The lesbian couple who bought in Roncesvalles paid 262,000 on a salary that’s probably about 100 – 120 thousand a year. They should be okay too: the baby would make it tough, as would the layoffs. But they should be just fine, according to the most conservative estimates.

The gay couple who bought for 470,000 would have a salary close to the first couple: I’m assuming 150,000. They’re in a tougher situation, but they are still only paying 3.13 times their income. Plus they had a downpayment, and they have no other debt.

As others on this thread have pointed out, what’s killing them is the assumption that they have to gut-and-retrofit the house to HGTV standards the minute they moved in. I’m sure the places were shabby and hellish ugly. But you can live with shabby and hellish ugly, and most first time buyers do. Paint does wonders.

The article is also amusing because it’s obvious how the author (whom I’ve met, a nice woman) did her research: she talked to people she knew and/or went to school with. This is why all the couples fall in the same demographic, and all work in media or academia.

The people who are really struggling are the families with 50,000 a year incomes who are trying to buy a 250,000 house.

23 jrochest

Sorry, just realized I posted to the wrong thread…

24 Four Pillars

jrochest – I think this is the right thread.

You are bang on with your analysis – if they can hold off on the top level renos then that will help their financial situation.
The other factor is that maybe the couples thought they could buy an expensive house and still have lots of money left over for vacations etc.

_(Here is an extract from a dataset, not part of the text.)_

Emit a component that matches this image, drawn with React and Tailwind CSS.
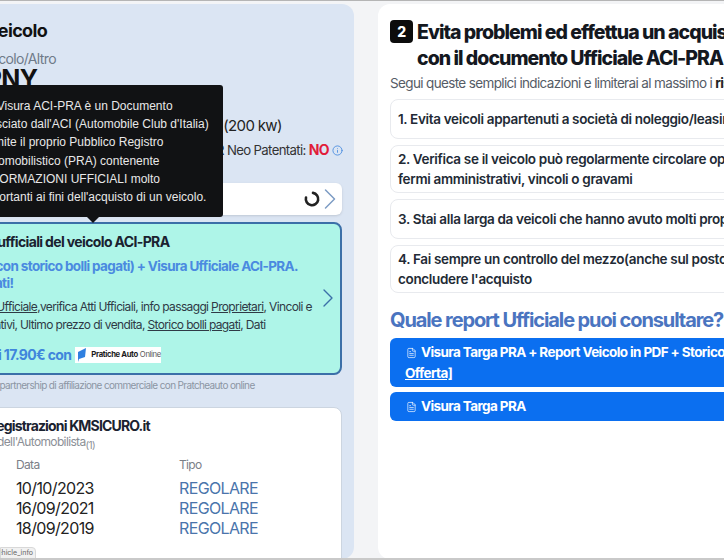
import { ChevronRight, Info, FileText } from 'lucide-react'

const STEPS = [
  ['1. Evita veicoli appartenuti a società di noleggio/leasing'],
  ['2. Verifica se il veicolo può regolarmente circolare oppure se ha', 'fermi amministrativi, vincoli o gravami'],
  ['3. Stai alla larga da veicoli che hanno avuto molti proprietari'],
  ["4. Fai sempre un controllo del mezzo(anche sul posto) prima di", "concludere l'acquisto"],
]

const REGS = ['10/10/2023', '16/09/2021', '18/09/2019']

function LeftPanel() {
  return (
    <div className="relative w-[414px] shrink-0 -ml-[60px] mt-[3px] rounded-xl bg-[#dbe5f3] pl-[17px] pr-[12px] pt-[17px]">
      <h2 className="text-[18px] leading-[20px] font-bold text-[#111] -ml-[5px]">Dati veicolo</h2>
      <div className="mt-[9px] text-[14px] leading-[18px] text-[#6f7a88] -ml-[4px]">Autoveicolo/Altro</div>
      <div className="text-[25px] leading-[30px] font-bold text-[#111] whitespace-nowrap -mt-[4px] -ml-[46px]">AB123PNY</div>

      <div className="mt-[22px] ml-[31px] text-[15px] leading-[20px] text-[#222] whitespace-nowrap">
        BMW Serie 3 Touring Business Plus (200 kw)
      </div>
      <div className="mt-[5px] -mr-[1px] flex items-center justify-end text-[13.2px] leading-[18px] text-[#333] whitespace-nowrap">
        <span>PER Neo Patentati:&nbsp;</span>
        <span className="text-[14px] font-bold text-[#e11d3a]">NO</span>
        <Info className="ml-[3px] w-[11px] h-[11px] text-[#4f8fe0]" />
      </div>

      <div className="mt-[24px] h-[32px] flex items-center justify-end rounded-md bg-white shadow-sm">
        <svg width="18" height="18" viewBox="0 0 18 18" fill="none">
          <path d="M10 2.9a6.2 6.2 0 1 1-7 4.6" stroke="#222" strokeWidth="2.6" strokeLinecap="round" />
        </svg>
        <ChevronRight className="w-[36px] h-[36px] -mr-[6px] -ml-[9px] text-[#7d9cc4]" strokeWidth={1} />
      </div>

      <div className="mt-[7px] h-[153px] relative rounded-lg border-2 border-[#3b6fa8] bg-[#aef5e8] pl-[14px] pr-[28px] pt-[9px]">
        <div className="text-[14px] leading-[18px] font-bold text-[#1a2230] whitespace-nowrap -ml-[3px]">Dati ufficiali del veicolo ACI-PRA</div>
        <div className="mt-[7px] -ml-[72px] text-[13.5px] leading-[17px] font-bold text-[#4a8ae0] whitespace-nowrap">
          <div>Report Veicolo (con storico bolli pagati) + Visura Ufficiale ACI-PRA.</div>
          <div className="ml-[13px]">Ottieni tutti i dati!</div>
        </div>
        <div className="mt-[6px] -ml-[36px] text-[12px] leading-[18px] text-[#2f3a46] whitespace-nowrap">
          <div>Visura <span className="underline">PRA Ufficiale</span>,verifica Atti Ufficiali, info passaggi <span className="underline">Proprietari</span>, Vincoli e</div>
          <div className="-ml-[25px]">Fermi Amministrativi, Ultimo prezzo di vendita, <span className="underline">Storico bolli pagati</span>, Dati</div>
        </div>
        <div className="mt-[12px] -ml-[68px] flex items-center text-[14px] leading-[18px] font-bold text-[#3f86dc] whitespace-nowrap">
          <span>A partire da soli 17.90€ con</span>
          <div className="ml-[4px] h-[16px] flex items-center bg-white tracking-tight">
            <svg width="14" height="16" viewBox="0 0 14 16">
              <path d="M3 5 L11 1 L10 10 L4 12 L3 15 Z" fill="#2f80e0" />
            </svg>
            <span className="ml-[2px] text-[7.7px] leading-none font-bold text-[#1a1a1a]">Pratiche Auto</span>
            <span className="ml-[2px] text-[7.7px] leading-none font-normal text-[#555]">Online</span>
          </div>
        </div>
        <ChevronRight className="absolute right-[-4px] top-[58px] w-[32px] h-[32px] text-[#3b6fa8]" strokeWidth={1} />
      </div>

      <div className="mt-[4px] -ml-[2px] text-[10px] leading-[13px] text-[#8b95a3] whitespace-nowrap">Servizio in partnership di affiliazione commerciale con Pratcheauto online</div>

      <div className="mt-[15px] h-[170px] rounded-t-lg border border-[#ccd5e0] bg-white pl-[14px] pt-[9px]">
        <div className="text-[14px] tracking-[-0.06em] leading-[18px] font-bold text-[#1a2230] whitespace-nowrap -ml-[22px]">Ultime registrazioni KMSICURO.it</div>
        <div className="text-[12px] leading-[14px] text-[#8b8f96] whitespace-nowrap -ml-[30px]">Certificato dell'Automobilista<sub className="text-[10px]">(1)</sub></div>
        <div className="mt-[8px] grid grid-cols-[163px_1fr] pl-[44px]">
          <div className="text-[12px] leading-[16px] text-[#7b8088]">Data</div>
          <div className="text-[12px] leading-[16px] text-[#7b8088]">Tipo</div>
        </div>
        <div className="mt-[5px]">
          {REGS.map((d) => (
            <div key={d} className="grid grid-cols-[163px_1fr] pl-[44px] text-[16px] leading-[20px]">
              <div className="text-[#222]">{d}</div>
              <div className="text-[#4a74ab]">REGOLARE</div>
            </div>
          ))}
        </div>
      </div>

      {/* tooltip sopra il pannello */}
      <div className="absolute left-[0px] top-[81px] w-[283px] h-[132px] rounded-[3px] bg-[#111214] pl-[40px] pt-[12px] font-['Liberation_Sans',sans-serif] text-[12px] tracking-normal leading-[18.2px] text-[#e8e8e8] whitespace-nowrap">
        <div>La Visura ACI-PRA è un Documento</div>
        <div>rilasciato dall'ACI (Automobile Club d'Italia)</div>
        <div>tramite il proprio Pubblico Registro</div>
        <div>Automobilistico (PRA) contenente</div>
        <div>INFORMAZIONI UFFICIALI molto</div>
        <div>importanti ai fini dell'acquisto di un veicolo.</div>
        <div className="absolute left-[147px] bottom-[-6px] w-0 h-0 border-x-[6px] border-x-transparent border-t-[6px] border-t-[#111214]" />
      </div>
    </div>
  )
}

function RightPanel() {
  return (
    <div className="w-[480px] shrink-0 ml-[24px] mt-[3px] rounded-xl bg-white pl-[12px] pt-[15px]">
      <div className="flex items-start gap-[4px]">
        <div className="mt-[1px] w-[23px] h-[23px] shrink-0 rounded-[4px] bg-[#0c0c0c] flex items-center justify-center text-[14px] font-extrabold text-white">2</div>
        <div className="text-[19.5px] tracking-[-0.05em] leading-[26px] font-extrabold text-[#14181f] whitespace-nowrap">
          Evita problemi ed effettua un acquisto sicuro
          <br />
          con il documento Ufficiale ACI-PRA
        </div>
      </div>
      <div className="mt-[3px] text-[13.5px] leading-[18px] text-[#555c66] whitespace-nowrap">
        Segui queste semplici indicazioni e limiterai al massimo i <b className="text-[#222]">rischi</b>
      </div>

      <div className="mt-[7px] flex flex-col gap-[6px]">
        {STEPS.map((lines, i) => (
          <div key={i} className={`rounded-lg border border-[#e8eaee] px-[7px] text-[13.5px] tracking-[-0.025em] leading-[20px] font-semibold text-[#222a35] whitespace-nowrap flex flex-col justify-center ${lines.length > 1 ? 'h-[48px]' : 'h-[40px]'}`}>
            {lines.map((l) => <div key={l}>{l}</div>)}
          </div>
        ))}
      </div>

      <h3 className="mt-[14px] text-[20px] tracking-[-0.055em] leading-[26px] font-bold text-[#4a74c0] whitespace-nowrap">Quale report Ufficiale puoi consultare?</h3>

      <div className="mt-[5px] flex flex-col gap-[5px] text-[13.5px] tracking-[-0.045em] font-bold text-white">
        <div className="h-[49px] rounded-md bg-[#0b6ff0] pl-[15px] pt-[4px] leading-[21px] whitespace-nowrap">
          <div className="flex items-center">
            <FileText className="ml-[1px] mr-[4px] w-[11px] h-[12px]" strokeWidth={1.5} />
            Visura Targa PRA + Report Veicolo in PDF + Storico Bolli [Super
          </div>
          <div className="underline">Offerta]</div>
        </div>
        <div className="h-[29px] rounded-md bg-[#0b6ff0] pl-[15px] flex items-center">
          <FileText className="ml-[1px] mr-[4px] w-[11px] h-[12px]" strokeWidth={1.5} />
          Visura Targa PRA
        </div>
      </div>
    </div>
  )
}

export default function App() {
  return (
    <div className="relative w-[724px] h-[560px] overflow-hidden bg-[#f3f4f6] border-t border-[#b5b5b5] font-['Inter',sans-serif] tracking-[-0.04em]">
      <div className="flex h-[558px] overflow-hidden">
        <LeftPanel />
        <RightPanel />
      </div>
      <div className="absolute left-0 bottom-[1px] h-[12px] w-[36px] rounded-tr-sm bg-[#f1f1f1] border border-[#d8d8d8] text-[7px] tracking-normal leading-[10px] text-[#666] overflow-hidden whitespace-nowrap flex justify-end pr-[2px]">vehicle_info</div>
      <div className="absolute left-0 right-0 bottom-0 h-[2px] bg-[#c9c9c9]" />
    </div>
  )
}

Reality sucks sometimes.

Mike

25 Mr. Cheap

jrochest – I agree with Mike, very good analysis. I think people who complain about being house-poor often resent giving up luxuries. As you say, its possible to afford the houses people are buying these days (perhaps they go from being rich to normal rather than to poor ;-).

Holding off on renos until they can afford it is totally the way to go.